## Data extract
:::::
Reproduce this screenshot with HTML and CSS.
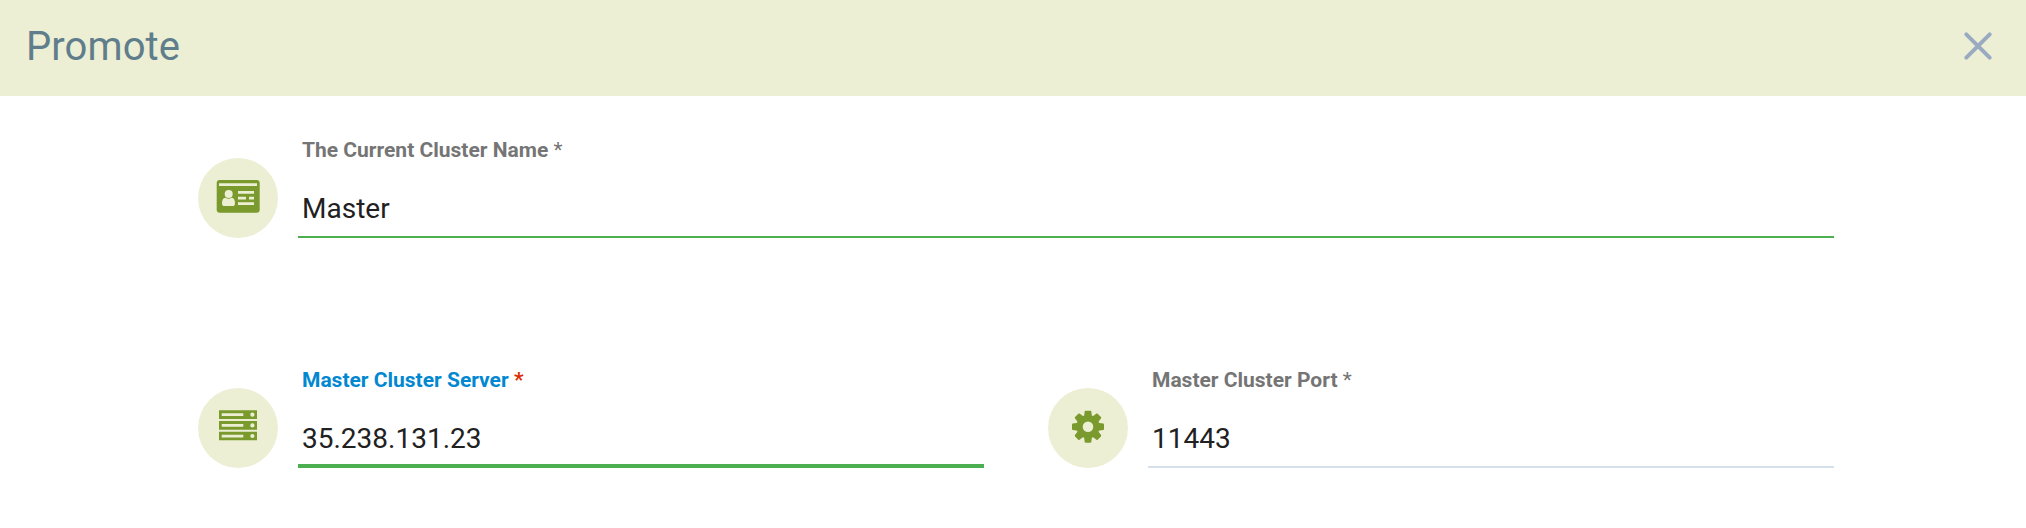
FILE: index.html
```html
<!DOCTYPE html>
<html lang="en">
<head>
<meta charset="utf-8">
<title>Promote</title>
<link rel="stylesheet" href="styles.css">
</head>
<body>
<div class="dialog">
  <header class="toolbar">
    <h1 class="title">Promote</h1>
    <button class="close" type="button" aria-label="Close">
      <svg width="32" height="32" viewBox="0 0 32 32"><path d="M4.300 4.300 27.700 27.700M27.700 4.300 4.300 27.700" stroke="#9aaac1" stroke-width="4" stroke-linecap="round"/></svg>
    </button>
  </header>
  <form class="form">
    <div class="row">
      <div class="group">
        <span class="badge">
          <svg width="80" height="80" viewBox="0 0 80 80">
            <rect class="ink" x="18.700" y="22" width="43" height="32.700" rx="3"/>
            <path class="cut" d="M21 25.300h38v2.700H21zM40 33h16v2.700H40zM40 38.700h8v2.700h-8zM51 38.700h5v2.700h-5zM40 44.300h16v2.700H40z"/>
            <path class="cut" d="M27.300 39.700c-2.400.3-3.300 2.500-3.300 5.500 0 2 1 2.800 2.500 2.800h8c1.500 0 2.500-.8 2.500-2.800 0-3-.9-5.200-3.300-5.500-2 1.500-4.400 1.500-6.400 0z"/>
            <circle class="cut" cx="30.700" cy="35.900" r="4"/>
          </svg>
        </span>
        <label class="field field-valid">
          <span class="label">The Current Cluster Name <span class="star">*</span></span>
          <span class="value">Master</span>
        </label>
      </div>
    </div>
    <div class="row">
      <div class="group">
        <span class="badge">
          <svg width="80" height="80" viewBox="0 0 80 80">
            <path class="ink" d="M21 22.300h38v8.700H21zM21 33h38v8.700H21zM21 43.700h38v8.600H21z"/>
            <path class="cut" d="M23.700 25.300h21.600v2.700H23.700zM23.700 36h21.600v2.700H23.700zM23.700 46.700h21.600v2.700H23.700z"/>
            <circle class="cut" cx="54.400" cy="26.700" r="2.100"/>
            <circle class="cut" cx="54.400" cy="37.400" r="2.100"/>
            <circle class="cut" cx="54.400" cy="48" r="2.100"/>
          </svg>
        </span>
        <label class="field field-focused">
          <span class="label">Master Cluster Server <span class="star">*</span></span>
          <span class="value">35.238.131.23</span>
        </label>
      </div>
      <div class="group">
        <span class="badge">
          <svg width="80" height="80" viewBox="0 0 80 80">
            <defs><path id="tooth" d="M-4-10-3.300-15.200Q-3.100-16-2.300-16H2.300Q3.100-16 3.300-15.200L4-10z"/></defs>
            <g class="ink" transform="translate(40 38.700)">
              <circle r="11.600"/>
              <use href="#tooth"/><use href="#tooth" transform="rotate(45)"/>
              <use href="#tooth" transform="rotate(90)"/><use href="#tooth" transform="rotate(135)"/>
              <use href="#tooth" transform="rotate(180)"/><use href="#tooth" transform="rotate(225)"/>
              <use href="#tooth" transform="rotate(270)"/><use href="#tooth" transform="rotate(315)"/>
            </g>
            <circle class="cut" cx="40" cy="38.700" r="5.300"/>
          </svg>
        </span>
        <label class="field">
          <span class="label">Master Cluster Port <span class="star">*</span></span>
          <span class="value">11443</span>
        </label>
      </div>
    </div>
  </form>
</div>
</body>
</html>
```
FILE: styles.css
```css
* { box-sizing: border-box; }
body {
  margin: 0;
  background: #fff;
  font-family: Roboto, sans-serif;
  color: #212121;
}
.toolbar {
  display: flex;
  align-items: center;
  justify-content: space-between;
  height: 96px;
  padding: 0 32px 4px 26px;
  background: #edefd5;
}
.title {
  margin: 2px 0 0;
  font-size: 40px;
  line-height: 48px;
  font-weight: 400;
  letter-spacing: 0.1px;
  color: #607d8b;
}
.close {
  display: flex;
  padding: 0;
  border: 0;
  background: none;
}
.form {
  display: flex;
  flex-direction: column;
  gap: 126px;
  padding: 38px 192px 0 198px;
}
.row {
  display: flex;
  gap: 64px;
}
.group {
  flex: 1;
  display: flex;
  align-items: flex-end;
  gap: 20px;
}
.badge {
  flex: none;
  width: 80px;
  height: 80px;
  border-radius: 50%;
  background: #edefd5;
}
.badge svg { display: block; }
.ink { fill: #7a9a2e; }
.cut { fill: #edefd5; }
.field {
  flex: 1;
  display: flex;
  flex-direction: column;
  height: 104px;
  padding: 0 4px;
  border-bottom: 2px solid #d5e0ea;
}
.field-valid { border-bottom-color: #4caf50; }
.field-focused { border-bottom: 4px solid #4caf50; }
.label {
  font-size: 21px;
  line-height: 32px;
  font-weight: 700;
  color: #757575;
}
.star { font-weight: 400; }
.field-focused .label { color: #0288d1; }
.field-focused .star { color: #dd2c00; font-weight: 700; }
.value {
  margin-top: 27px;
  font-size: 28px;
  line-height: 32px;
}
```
:::::
## Goal
Transcribe the preceding listing in its entirety and with exact wording, leaving out pictures.

## Written response
Reproduce this screenshot with HTML and CSS.
FILE: index.html
```html
<!DOCTYPE html>
<html lang="en">
<head>
<meta charset="utf-8">
<title>Promote</title>
<link rel="stylesheet" href="styles.css">
</head>
<body>
<div class="dialog">
  <header class="toolbar">
    <h1 class="title">Promote</h1>
    <button class="close" type="button" aria-label="Close">
      <svg width="32" height="32" viewBox="0 0 32 32"><path d="M4.300 4.300 27.700 27.700M27.700 4.300 4.300 27.700" stroke="#9aaac1" stroke-width="4" stroke-linecap="round"/></svg>
    </button>
  </header>
  <form class="form">
    <div class="row">
      <div class="group">
        <span class="badge">
          <svg width="80" height="80" viewBox="0 0 80 80">
            <rect class="ink" x="18.700" y="22" width="43" height="32.700" rx="3"/>
            <path class="cut" d="M21 25.300h38v2.700H21zM40 33h16v2.700H40zM40 38.700h8v2.700h-8zM51 38.700h5v2.700h-5zM40 44.300h16v2.700H40z"/>
            <path class="cut" d="M27.300 39.700c-2.400.3-3.300 2.500-3.300 5.500 0 2 1 2.800 2.500 2.800h8c1.500 0 2.500-.8 2.500-2.800 0-3-.9-5.200-3.300-5.500-2 1.500-4.400 1.500-6.400 0z"/>
            <circle class="cut" cx="30.700" cy="35.900" r="4"/>
          </svg>
        </span>
        <label class="field field-valid">
          <span class="label">The Current Cluster Name <span class="star">*</span></span>
          <span class="value">Master</span>
        </label>
      </div>
    </div>
    <div class="row">
      <div class="group">
        <span class="badge">
          <svg width="80" height="80" viewBox="0 0 80 80">
            <path class="ink" d="M21 22.300h38v8.700H21zM21 33h38v8.700H21zM21 43.700h38v8.600H21z"/>
            <path class="cut" d="M23.700 25.300h21.600v2.700H23.700zM23.700 36h21.600v2.700H23.700zM23.700 46.700h21.600v2.700H23.700z"/>
            <circle class="cut" cx="54.400" cy="26.700" r="2.100"/>
            <circle class="cut" cx="54.400" cy="37.400" r="2.100"/>
            <circle class="cut" cx="54.400" cy="48" r="2.100"/>
          </svg>
        </span>
        <label class="field field-focused">
          <span class="label">Master Cluster Server <span class="star">*</span></span>
          <span class="value">35.238.131.23</span>
        </label>
      </div>
      <div class="group">
        <span class="badge">
          <svg width="80" height="80" viewBox="0 0 80 80">
            <defs><path id="tooth" d="M-4-10-3.300-15.200Q-3.100-16-2.300-16H2.300Q3.100-16 3.300-15.200L4-10z"/></defs>
            <g class="ink" transform="translate(40 38.700)">
              <circle r="11.600"/>
              <use href="#tooth"/><use href="#tooth" transform="rotate(45)"/>
              <use href="#tooth" transform="rotate(90)"/><use href="#tooth" transform="rotate(135)"/>
              <use href="#tooth" transform="rotate(180)"/><use href="#tooth" transform="rotate(225)"/>
              <use href="#tooth" transform="rotate(270)"/><use href="#tooth" transform="rotate(315)"/>
            </g>
            <circle class="cut" cx="40" cy="38.700" r="5.300"/>
          </svg>
        </span>
        <label class="field">
          <span class="label">Master Cluster Port <span class="star">*</span></span>
          <span class="value">11443</span>
        </label>
      </div>
    </div>
  </form>
</div>
</body>
</html>
```
FILE: styles.css
```css
* { box-sizing: border-box; }
body {
  margin: 0;
  background: #fff;
  font-family: Roboto, sans-serif;
  color: #212121;
}
.toolbar {
  display: flex;
  align-items: center;
  justify-content: space-between;
  height: 96px;
  padding: 0 32px 4px 26px;
  background: #edefd5;
}
.title {
  margin: 2px 0 0;
  font-size: 40px;
  line-height: 48px;
  font-weight: 400;
  letter-spacing: 0.1px;
  color: #607d8b;
}
.close {
  display: flex;
  padding: 0;
  border: 0;
  background: none;
}
.form {
  display: flex;
  flex-direction: column;
  gap: 126px;
  padding: 38px 192px 0 198px;
}
.row {
  display: flex;
  gap: 64px;
}
.group {
  flex: 1;
  display: flex;
  align-items: flex-end;
  gap: 20px;
}
.badge {
  flex: none;
  width: 80px;
  height: 80px;
  border-radius: 50%;
  background: #edefd5;
}
.badge svg { display: block; }
.ink { fill: #7a9a2e; }
.cut { fill: #edefd5; }
.field {
  flex: 1;
  display: flex;
  flex-direction: column;
  height: 104px;
  padding: 0 4px;
  border-bottom: 2px solid #d5e0ea;
}
.field-valid { border-bottom-color: #4caf50; }
.field-focused { border-bottom: 4px solid #4caf50; }
.label {
  font-size: 21px;
  line-height: 32px;
  font-weight: 700;
  color: #757575;
}
.star { font-weight: 400; }
.field-focused .label { color: #0288d1; }
.field-focused .star { color: #dd2c00; font-weight: 700; }
.value {
  margin-top: 27px;
  font-size: 28px;
  line-height: 32px;
}
```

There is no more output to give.